"Terminator Salvation" unfolds in a world of rubble and asphalt and steel and dirt and blood. Actually, unfolds is too weak a verb. The film explodes, coming at you like shrapnel. It is an unbroken series of action sequences that aim to make you duck and cower in your seat. It's a brutal portrait of a barbaric world where a human resistance movement and homicidal robots battle for survival.
Compared with James Cameron's thought-provoking action classics "Terminator" and "T2," this is a powerfully dumb movie. The earlier films told sprawling stories that interwove disparate threads to create a coherent whole. This one strains our credibility with its epic unlikelihoods, and tries to camouflage them with nonstop paroxysms. But it is undeniably exciting on a visceral level, and for many that will be enough.
The film is set in 2018 in nuke-blighted California, a lifeless moonscape full of two-lane highways and derelict buildings. It's an environment ideal for relentless pursuit and anxious hide-and-seek. And that is pretty much the daily grind for John Connor (Christian Bale) and his beleaguered band of brothers (plus a few nubile sisters).
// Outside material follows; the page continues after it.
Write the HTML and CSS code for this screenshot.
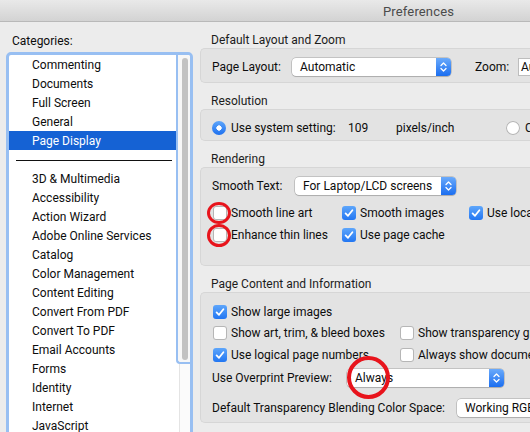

They carry out risky assaults against SKYNET, the self-aware military computer network committed to eradicating humanity. The rebels score a few successes in these battles, but at awful cost. The odds of a human defeating a Terminator are about the same as a frog overpowering a lawn mower. The population of survivors dwindles with every turbulent scene.
The film proceeds with video-game logic. The humans have a chance to strike at the heart of SKYNET by jamming the communications link to its army of high-tech killers. But that goal can be interrupted at any moment by an onslaught of unmanned fighter jets, motorcycles or even mechanical eels patrolling the rivers.
There are color-by-number characters here. Connor is a stoic hero and mankind's link with the future: He shares many dewey-eyed looks with his fulsomely pregnant wife (Bryce Dallas Howard). Kyle Reese (Anton Yelchin) is the foolhardy teenager who matures in battle. Marcus Wright (Sam Worthington) fights alongside both, a tough convict with a mysterious background and motives. They spout hackneyed action movie dialogue, occasionally recycling trademark lines from earlier "Terminator" films. But in this kind of film, action speaks louder, and in "Terminator Salvation" it practically shouts itself hoarse.
Director McG ("Charlie's Angels") doesn't seem fully comfortable with the hypermasculine, humorless tone of the story. His showcase scenes betray the strain of creating them -- there's a sheen of flop sweat over the whole enterprise. In one memorable continuous shot, we stay right beside Connor as he battles Terminators, jumps into a helicopter, lifts off, loses control, crashes upside down, stumbles from the wreckage and fights some more. It's an impressive technical achievement, but it's such a showy piece of work that it pulls you out of the drama.
The Terminator franchise was built on thrills, imagination, narrative, emotion, believability, character development and watchability. "Terminator Salvation" has plenty of thrills.